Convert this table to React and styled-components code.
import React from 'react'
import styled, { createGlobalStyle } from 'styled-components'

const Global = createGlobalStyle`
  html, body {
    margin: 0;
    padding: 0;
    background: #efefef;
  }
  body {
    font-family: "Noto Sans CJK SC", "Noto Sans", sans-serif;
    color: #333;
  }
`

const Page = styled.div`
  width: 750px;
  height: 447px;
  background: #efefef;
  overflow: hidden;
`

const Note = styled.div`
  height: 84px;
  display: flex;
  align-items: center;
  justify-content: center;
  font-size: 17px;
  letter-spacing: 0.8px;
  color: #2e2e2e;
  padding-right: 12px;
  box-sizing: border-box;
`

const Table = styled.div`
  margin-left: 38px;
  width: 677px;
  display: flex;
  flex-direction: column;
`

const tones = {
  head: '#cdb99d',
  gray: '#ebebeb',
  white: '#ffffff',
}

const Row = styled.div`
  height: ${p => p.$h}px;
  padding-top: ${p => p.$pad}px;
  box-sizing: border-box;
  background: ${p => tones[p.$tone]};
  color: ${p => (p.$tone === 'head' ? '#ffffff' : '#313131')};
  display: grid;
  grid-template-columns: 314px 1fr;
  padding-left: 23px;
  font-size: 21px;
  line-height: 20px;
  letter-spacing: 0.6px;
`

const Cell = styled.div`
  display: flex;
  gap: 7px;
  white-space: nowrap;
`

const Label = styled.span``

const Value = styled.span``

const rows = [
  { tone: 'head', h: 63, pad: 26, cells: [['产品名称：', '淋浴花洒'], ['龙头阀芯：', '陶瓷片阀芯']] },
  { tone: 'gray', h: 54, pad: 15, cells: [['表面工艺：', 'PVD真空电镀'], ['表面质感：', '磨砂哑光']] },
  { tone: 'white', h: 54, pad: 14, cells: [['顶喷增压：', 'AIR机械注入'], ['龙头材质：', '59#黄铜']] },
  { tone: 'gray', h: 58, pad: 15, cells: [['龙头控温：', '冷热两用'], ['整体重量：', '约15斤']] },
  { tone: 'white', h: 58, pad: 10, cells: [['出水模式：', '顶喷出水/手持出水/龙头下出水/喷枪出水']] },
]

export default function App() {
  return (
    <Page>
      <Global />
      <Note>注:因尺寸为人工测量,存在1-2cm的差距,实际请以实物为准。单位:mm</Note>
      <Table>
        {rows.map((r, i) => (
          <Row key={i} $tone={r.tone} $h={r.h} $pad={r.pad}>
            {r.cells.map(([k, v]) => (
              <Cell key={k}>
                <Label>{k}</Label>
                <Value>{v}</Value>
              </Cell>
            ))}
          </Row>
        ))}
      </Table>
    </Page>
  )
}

* * *

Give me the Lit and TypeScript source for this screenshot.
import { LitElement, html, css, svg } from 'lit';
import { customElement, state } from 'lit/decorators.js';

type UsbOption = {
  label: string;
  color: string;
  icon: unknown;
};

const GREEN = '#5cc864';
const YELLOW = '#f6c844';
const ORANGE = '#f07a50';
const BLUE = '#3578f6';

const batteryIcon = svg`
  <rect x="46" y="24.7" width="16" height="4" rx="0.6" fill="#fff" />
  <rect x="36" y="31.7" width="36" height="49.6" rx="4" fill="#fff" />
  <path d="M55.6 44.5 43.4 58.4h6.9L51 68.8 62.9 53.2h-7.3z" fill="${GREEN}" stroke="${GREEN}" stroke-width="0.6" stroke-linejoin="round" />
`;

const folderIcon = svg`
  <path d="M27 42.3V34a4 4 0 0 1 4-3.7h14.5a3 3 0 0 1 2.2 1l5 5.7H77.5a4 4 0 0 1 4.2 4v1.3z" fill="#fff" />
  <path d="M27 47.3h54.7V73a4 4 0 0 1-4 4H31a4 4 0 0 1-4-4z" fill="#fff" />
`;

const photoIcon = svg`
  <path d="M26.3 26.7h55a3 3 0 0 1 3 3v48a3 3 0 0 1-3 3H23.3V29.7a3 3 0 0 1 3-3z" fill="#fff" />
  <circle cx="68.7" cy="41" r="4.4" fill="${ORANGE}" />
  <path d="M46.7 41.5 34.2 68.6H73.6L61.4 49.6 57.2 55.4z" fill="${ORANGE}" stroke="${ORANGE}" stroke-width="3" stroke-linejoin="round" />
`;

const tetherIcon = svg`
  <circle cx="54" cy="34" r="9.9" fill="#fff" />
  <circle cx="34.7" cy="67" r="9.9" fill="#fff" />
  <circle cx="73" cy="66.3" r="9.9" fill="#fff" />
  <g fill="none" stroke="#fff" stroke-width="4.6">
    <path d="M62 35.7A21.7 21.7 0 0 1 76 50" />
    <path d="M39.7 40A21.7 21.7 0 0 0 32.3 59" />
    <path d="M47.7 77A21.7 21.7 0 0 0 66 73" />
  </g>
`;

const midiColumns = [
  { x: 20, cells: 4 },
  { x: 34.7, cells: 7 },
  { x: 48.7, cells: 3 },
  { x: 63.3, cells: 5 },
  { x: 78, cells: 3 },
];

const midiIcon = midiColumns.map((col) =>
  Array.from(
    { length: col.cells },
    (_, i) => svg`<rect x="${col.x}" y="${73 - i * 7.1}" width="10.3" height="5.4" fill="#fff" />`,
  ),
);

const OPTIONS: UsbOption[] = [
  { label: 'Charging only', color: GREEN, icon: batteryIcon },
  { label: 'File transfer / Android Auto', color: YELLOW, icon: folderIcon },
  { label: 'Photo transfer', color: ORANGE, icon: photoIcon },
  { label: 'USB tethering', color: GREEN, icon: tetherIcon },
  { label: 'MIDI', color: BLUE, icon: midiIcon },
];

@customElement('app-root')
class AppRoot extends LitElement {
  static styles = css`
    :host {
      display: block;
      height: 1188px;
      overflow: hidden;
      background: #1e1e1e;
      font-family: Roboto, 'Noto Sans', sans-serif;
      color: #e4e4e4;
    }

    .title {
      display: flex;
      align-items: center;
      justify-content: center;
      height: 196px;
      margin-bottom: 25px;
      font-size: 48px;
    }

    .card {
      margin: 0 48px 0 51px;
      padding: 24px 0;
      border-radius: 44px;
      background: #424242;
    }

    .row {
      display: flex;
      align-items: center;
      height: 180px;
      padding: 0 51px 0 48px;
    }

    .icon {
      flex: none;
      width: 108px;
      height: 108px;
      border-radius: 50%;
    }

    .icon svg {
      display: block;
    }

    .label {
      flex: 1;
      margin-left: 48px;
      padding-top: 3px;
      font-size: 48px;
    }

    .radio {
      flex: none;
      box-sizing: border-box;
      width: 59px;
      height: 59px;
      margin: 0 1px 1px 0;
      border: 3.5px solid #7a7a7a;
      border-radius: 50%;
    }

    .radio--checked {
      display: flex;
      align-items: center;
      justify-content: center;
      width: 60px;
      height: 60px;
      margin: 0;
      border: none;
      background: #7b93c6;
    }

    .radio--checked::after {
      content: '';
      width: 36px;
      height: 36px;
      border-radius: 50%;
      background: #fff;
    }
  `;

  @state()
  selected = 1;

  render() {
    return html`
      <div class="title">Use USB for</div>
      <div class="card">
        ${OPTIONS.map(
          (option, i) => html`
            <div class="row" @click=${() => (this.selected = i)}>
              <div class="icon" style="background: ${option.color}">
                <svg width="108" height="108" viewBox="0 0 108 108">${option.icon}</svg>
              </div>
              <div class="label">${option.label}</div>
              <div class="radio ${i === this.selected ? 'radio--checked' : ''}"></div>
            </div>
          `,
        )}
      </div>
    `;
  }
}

...

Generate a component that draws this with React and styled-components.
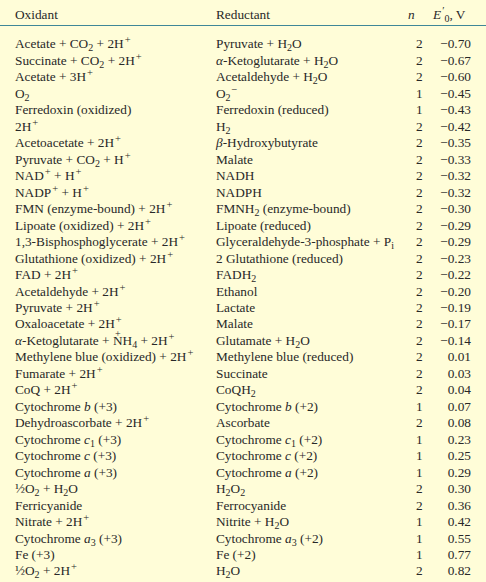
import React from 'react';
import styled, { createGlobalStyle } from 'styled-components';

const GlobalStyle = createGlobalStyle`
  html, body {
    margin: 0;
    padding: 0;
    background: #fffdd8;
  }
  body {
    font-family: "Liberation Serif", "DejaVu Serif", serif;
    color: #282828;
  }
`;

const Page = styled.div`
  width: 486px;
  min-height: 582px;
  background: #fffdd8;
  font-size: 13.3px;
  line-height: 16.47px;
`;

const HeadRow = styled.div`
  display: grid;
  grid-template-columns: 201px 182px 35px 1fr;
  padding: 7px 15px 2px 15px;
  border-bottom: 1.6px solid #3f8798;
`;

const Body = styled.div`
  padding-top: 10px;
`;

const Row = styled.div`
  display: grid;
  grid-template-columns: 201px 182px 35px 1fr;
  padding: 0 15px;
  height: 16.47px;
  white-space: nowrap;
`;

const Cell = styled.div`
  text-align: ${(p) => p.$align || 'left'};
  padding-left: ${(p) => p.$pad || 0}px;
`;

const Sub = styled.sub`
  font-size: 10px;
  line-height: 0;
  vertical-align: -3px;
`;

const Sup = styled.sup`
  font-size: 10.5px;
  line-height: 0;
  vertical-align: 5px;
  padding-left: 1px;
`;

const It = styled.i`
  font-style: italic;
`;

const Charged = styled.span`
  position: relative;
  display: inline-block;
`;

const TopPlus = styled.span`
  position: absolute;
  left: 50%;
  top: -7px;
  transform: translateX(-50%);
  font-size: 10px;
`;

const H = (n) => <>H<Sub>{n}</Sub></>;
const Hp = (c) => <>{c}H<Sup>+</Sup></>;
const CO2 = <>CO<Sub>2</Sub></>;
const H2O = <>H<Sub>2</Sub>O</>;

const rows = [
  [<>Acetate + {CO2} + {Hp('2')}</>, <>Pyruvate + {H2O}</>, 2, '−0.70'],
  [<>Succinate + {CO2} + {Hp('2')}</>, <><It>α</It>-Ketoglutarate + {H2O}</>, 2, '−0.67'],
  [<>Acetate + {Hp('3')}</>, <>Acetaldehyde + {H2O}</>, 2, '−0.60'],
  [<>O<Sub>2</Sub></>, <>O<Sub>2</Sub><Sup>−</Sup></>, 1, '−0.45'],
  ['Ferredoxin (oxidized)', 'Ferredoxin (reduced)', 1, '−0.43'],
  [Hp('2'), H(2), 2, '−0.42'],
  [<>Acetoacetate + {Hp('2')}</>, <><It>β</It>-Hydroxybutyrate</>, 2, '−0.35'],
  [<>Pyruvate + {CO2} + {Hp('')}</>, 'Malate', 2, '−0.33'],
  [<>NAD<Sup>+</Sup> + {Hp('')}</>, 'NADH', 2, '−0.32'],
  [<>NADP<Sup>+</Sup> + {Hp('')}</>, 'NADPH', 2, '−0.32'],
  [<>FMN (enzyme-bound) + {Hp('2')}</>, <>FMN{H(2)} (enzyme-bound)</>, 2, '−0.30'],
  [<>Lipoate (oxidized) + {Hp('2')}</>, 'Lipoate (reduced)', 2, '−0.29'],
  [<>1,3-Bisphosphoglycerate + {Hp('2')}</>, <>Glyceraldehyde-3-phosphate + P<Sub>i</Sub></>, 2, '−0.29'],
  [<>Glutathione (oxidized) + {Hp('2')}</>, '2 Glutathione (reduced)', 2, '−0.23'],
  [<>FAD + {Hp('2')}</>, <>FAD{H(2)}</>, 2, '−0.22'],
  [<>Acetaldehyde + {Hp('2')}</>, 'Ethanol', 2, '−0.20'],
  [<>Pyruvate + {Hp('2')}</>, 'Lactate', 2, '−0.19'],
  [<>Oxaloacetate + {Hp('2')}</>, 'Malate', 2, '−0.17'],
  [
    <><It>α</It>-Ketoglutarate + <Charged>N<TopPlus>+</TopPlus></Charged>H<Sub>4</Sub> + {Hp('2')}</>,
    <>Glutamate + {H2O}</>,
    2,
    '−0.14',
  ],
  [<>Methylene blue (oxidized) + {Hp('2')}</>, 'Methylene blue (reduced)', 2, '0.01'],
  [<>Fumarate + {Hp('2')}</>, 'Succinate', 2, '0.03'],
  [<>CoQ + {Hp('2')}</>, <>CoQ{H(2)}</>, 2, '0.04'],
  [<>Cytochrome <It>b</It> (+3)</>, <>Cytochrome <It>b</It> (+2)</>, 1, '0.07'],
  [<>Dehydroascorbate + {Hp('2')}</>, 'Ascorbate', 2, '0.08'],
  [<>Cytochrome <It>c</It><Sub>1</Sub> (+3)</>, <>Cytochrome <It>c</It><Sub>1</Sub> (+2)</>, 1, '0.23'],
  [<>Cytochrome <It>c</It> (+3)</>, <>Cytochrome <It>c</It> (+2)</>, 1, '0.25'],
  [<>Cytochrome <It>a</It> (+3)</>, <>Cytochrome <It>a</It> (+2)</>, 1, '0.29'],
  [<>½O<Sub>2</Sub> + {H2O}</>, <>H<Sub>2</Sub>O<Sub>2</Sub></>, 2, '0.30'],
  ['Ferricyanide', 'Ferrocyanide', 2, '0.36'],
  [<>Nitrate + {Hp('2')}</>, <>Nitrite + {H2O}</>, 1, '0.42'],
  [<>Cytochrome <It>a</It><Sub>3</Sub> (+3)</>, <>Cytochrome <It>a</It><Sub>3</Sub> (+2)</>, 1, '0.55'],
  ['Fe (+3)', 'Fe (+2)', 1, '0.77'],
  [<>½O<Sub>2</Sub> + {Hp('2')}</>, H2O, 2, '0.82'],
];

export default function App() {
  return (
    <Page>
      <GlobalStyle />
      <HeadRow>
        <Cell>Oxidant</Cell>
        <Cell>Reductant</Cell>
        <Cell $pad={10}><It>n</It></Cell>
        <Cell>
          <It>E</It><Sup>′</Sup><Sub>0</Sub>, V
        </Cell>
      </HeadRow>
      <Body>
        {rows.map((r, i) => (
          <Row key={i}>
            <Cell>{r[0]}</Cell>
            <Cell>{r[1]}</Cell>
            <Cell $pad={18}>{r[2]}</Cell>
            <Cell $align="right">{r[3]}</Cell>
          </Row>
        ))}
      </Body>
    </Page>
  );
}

#### Job
Make a tally of the lines in this data that include the string "components", and answer with that tally alone.

#### Result of the exercise
4